Lo que la bruma esconde
Una atmósfera brumosa arroja al lector a la búsqueda de su propio sendero en una obra de López Lam que obliga a pensar sobre lo que vemos más allá de la niebla

Lo que la bruma esconde / L-EMV
Álvaro Pons | Noelia Ibarra
Tres niños. Solos. Sin adultos en un mundo desaparecido. La distopía no puede resultar más perturbadora que cuando es interpretada por un tierno infante. Bien lo sabía Cormac McCarthy, al dejar que la mirada del pequeño protagonizara su novela y provocando que el lector se implicara en la narración de forma instantánea, quizás empujado por ese impulso visceral y programado en nuestra genética de proteger a las crías.
Sin embargo, Martín López Lam nunca ha necesitado de la llamada animal para que el lector se lance sin red a sus obras. El autor de títulos como Sirio, El año de la rata o El título no corresponde ha optado siempre por ubicar en el lado del lector las decisiones más complejas, retándolo y desconcertándolo ante la necesidad de encontrar su propia interpretación. En su nueva creación, Bruma (Aristas Martínez/Ediciones Valientes), lanza una propuesta que se mueve en el terreno de la ciencia-ficción apocalíptica, protagonizada por esos tres niños abandonados a su suerte, pero con esa capacidad de retar en la lectura intacta.
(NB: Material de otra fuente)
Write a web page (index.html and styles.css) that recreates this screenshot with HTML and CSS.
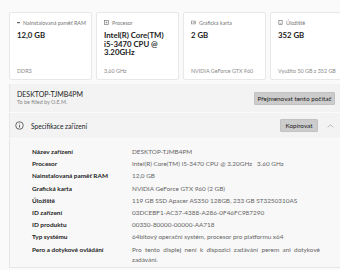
FILE: index.html
```html
<!DOCTYPE html>
<html lang="cs">
<head>
    <meta charset="UTF-8">
    <title>Informace o systému</title>
    <link rel="stylesheet" href="styles.css">
</head>
<body>
    <div class="page">
        <div class="cards">
            <div class="card">
                <div class="card-label">
                    <svg class="icon" viewBox="0 0 6 6"><rect x="0" y="2" width="6" height="2.4" fill="#666"/></svg>
                    Nainstalovaná paměť RAM
                </div>
                <div class="card-value">12,0 GB</div>
                <div class="card-foot">DDR3</div>
            </div>
            <div class="card">
                <div class="card-label">
                    <svg class="icon" viewBox="0 0 6 6"><rect x="0.5" y="0.5" width="5" height="5" fill="none" stroke="#777" stroke-width="0.8"/><rect x="2" y="2" width="2" height="2" fill="#999"/></svg>
                    Procesor
                </div>
                <div class="card-value">Intel(R) Core(TM) i5-3470 CPU @ 3.20GHz</div>
                <div class="card-foot">3,60 GHz</div>
            </div>
            <div class="card">
                <div class="card-label">
                    <svg class="icon" viewBox="0 0 7 6"><rect x="0.5" y="1" width="6" height="4" fill="none" stroke="#777" stroke-width="0.8"/><circle cx="4.3" cy="3" r="1" fill="#888"/></svg>
                    Grafická karta
                </div>
                <div class="card-value">2 GB</div>
                <div class="card-foot">NVIDIA GeForce GTX 960</div>
            </div>
            <div class="card">
                <div class="card-label">
                    <svg class="icon" viewBox="0 0 6 6"><rect x="1" y="0.5" width="4" height="5" fill="none" stroke="#777" stroke-width="0.8"/><line x1="2" y1="4" x2="4" y2="4" stroke="#777" stroke-width="0.6"/></svg>
                    Úložiště
                </div>
                <div class="card-value">352 GB</div>
                <div class="card-foot">Využito 50 GB z 352 GB</div>
            </div>
        </div>

        <div class="panel name-row">
            <div>
                <div class="pc-name">DESKTOP-TJMB4PM</div>
                <div class="pc-sub">To be filled by O.E.M.</div>
            </div>
            <button class="btn rename">Přejmenovat tento počítač</button>
        </div>

        <div class="panel spec-head">
            <svg class="info" viewBox="0 0 10 10"><circle cx="5" cy="5" r="4.2" fill="none" stroke="#333" stroke-width="0.8"/><line x1="5" y1="4.2" x2="5" y2="7.3" stroke="#333" stroke-width="0.8"/><circle cx="5" cy="2.9" r="0.5" fill="#333"/></svg>
            <span class="spec-title">Specifikace zařízení</span>
            <button class="btn copy">Kopírovat</button>
            <svg class="chevron" viewBox="0 0 10 6"><polyline points="1,5 5,1 9,5" fill="none" stroke="#888" stroke-width="0.8"/></svg>
        </div>

        <div class="panel spec-body">
            <div class="row"><span class="key">Název zařízení</span><span class="val">DESKTOP-TJMB4PM</span></div>
            <div class="row"><span class="key">Procesor</span><span class="val">Intel(R) Core(TM) i5-3470 CPU @ 3.20GHz&nbsp;&nbsp; 3.60 GHz</span></div>
            <div class="row"><span class="key">Nainstalovaná paměť RAM</span><span class="val">12,0 GB</span></div>
            <div class="row"><span class="key">Grafická karta</span><span class="val">NVIDIA GeForce GTX 960 (2 GB)</span></div>
            <div class="row"><span class="key">Úložiště</span><span class="val">119 GB SSD Apacer AS350 128GB, 233 GB ST3250310AS</span></div>
            <div class="row"><span class="key">ID zařízení</span><span class="val">03DCEBF1-AC37-4388-A286-0F46FC987290</span></div>
            <div class="row"><span class="key">ID produktu</span><span class="val">00330-80000-00000-AA718</span></div>
            <div class="row"><span class="key">Typ systému</span><span class="val">64bitový operační systém, procesor pro platformu x64</span></div>
            <div class="row"><span class="key">Pero a dotykové ovládání</span><span class="val justify">Pro tento displej není k dispozici zadávání perem ani dotykové zadávání.</span></div>
        </div>
    </div>
</body>
</html>
```

FILE: styles.css
```css
body {
    margin: 0;
    padding: 0;
    width: 340px;
    height: 270px;
    overflow: hidden;
    background: #fafafa;
    font-family: 'Lato', 'Liberation Sans', sans-serif;
    color: #1b1b1b;
}
.page {
    box-sizing: border-box;
    padding: 12px 0 0 9px;
    width: 340px;
}
.cards {
    display: grid;
    grid-template-columns: repeat(4, 83px);
    gap: 4px;
}
.card {
    height: 68px;
    box-sizing: border-box;
    background: #fff;
    border: 1px solid #e8e8e8;
    border-radius: 2px;
    padding: 6px 5px 5px 7px;
    display: flex;
    flex-direction: column;
}
.card-label {
    display: flex;
    align-items: center;
    gap: 3px;
    font-size: 5.4px;
    color: #777;
    height: 7px;
    white-space: nowrap;
}
.icon {
    width: 5px;
    height: 5px;
}
.card-value {
    margin-top: 5px;
    font-size: 7.8px;
    font-weight: 700;
    line-height: 8.6px;
    color: #1b1b1b;
}
.card-foot {
    margin-top: auto;
    font-size: 5.4px;
    color: #888;
    white-space: nowrap;
}
.panel {
    box-sizing: border-box;
    background: #f3f3f3;
    border-left: 1px solid #e6e6e6;
}
.name-row {
    margin-top: 4px;
    height: 28px;
    display: flex;
    align-items: center;
    justify-content: space-between;
    padding: 0 5px 0 7px;
}
.pc-name {
    font-size: 7px;
    color: #1b1b1b;
    line-height: 7.5px;
}
.pc-sub {
    font-size: 5.4px;
    color: #888;
    line-height: 6px;
}
.btn {
    font-family: inherit;
    font-size: 6.4px;
    color: #1b1b1b;
    background: #cccccc;
    border: 1px solid #c2c2c2;
    border-radius: 1px;
    height: 13px;
    padding: 0;
    line-height: 11px;
    white-space: nowrap;
}
.rename {
    width: 81px;
}
.spec-head {
    margin-top: 1px;
    height: 25px;
    display: flex;
    align-items: center;
    padding: 0 6px 0 5px;
}
.info {
    width: 9px;
    height: 9px;
}
.spec-title {
    margin-left: 7px;
    font-size: 6.6px;
    flex: 1;
}
.copy {
    width: 38px;
}
.chevron {
    width: 7px;
    height: 4px;
    margin-left: 9px;
}
.spec-body {
    margin-top: 1px;
    height: 129px;
    background: #f8f8f8;
    border-bottom: 1px solid #e6e6e6;
    padding: 8px 0 0 22px;
}
.row {
    display: grid;
    grid-template-columns: 100px 188px;
    min-height: 12.2px;
    font-size: 6.4px;
    line-height: 10px;
}
.key {
    font-weight: 700;
    color: #1b1b1b;
}
.val {
    color: #666;
}
.justify {
    text-align: justify;
}
```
Desde un rabioso blanco y negro, visceral en el contraste de los espacios vacíos con la mancha de tinta, López Lam va construyendo una historia llena de misterios, marcada por una bruma estremecedora que todo lo envuelve. Un elemento icónico que involucra la intriga, desde el género detectivesco de Conan Doyle a la fantasía de King, y que para el dibujante supone una argamasa perfecta con la que apuntalar una atmósfera opresiva que nos deja ciegos y desamparados ante la aparición de elementos que se intuyen sobrenaturales, pero que nos hunden en un perturbador desconcierto. Los niños dibujados sin ojos están ciegos a su entorno, pero cuando la oscuridad los convierte en apenas sombras perfiladas, solo podemos ver unos ojos que nos inquieren con miedo y ansiedad, que nos piden que resolvamos el misterio, que nos enfrentemos como lectores a un demiurgo en pleno acto de imaginación. Y nosotros, como lectores, empezamos a buscar conexiones entre esa pérdida de la inocencia de la soledad infantil y la búsqueda de reglas a las que asirse en un mundo que desaparece entre sus manos, como Golding narró en la naturaleza salvaje, pero ahora entre calles vacías que esbozan tiempos que fueron de bulliciosa humanidad y ahora son espectros sin vida…
Pero López Lam nos tiene preparadas nuevas sorpresas en un epílogo que nos recuerda a Bradbury mientras obliga a releer todo lo anterior con nuevas claves que hablan de esas colonizaciones que se convierten en invasiones, de ese concepto mutante de la patria que se diluye en su vacua autoexaltación hasta llegar a una realidad apátrida que solo encuentra espacio propio y consciencia en un tiempo, en la vivencia de una época, quizás la de la infancia que marcaba Rilke. El blanco y negro radical deja paso a un color explosivo, a una síncopa de imágenes y textos que nos fuerzan a replantear lo sobrenatural y lo real como partes de un todo apenas esbozado, desde nociones que fluyen y mutan como en un caleidoscopio esquizofrénico desbordado por las ideas. Y, entre medio, López Lam juega con el lector con esa peculiar socarronería del que se sabe en posesión de los tiempos, de las palabras que reconvierten el género en metáfora de esa actualidad circundante que habla de odio al migrante, que nos recuerda que seremos sustituidos por inteligencias artificiales que no sueñan con ovejas eléctricas. También el creador de Ubik se deja ver por Bruma, liderando un torrente de referencias de la cultura popular que impregna cada viñeta, escondidos por esa atmósfera brumosa que arroja a cada lector a la búsqueda de su propio sendero en esta obra poliédrica y mutante, fascinante y embriagadora, pero también muy peligrosa en estos tiempos: nos obliga a pensar sobre lo que vemos más allá de la niebla, en nuestro mundo.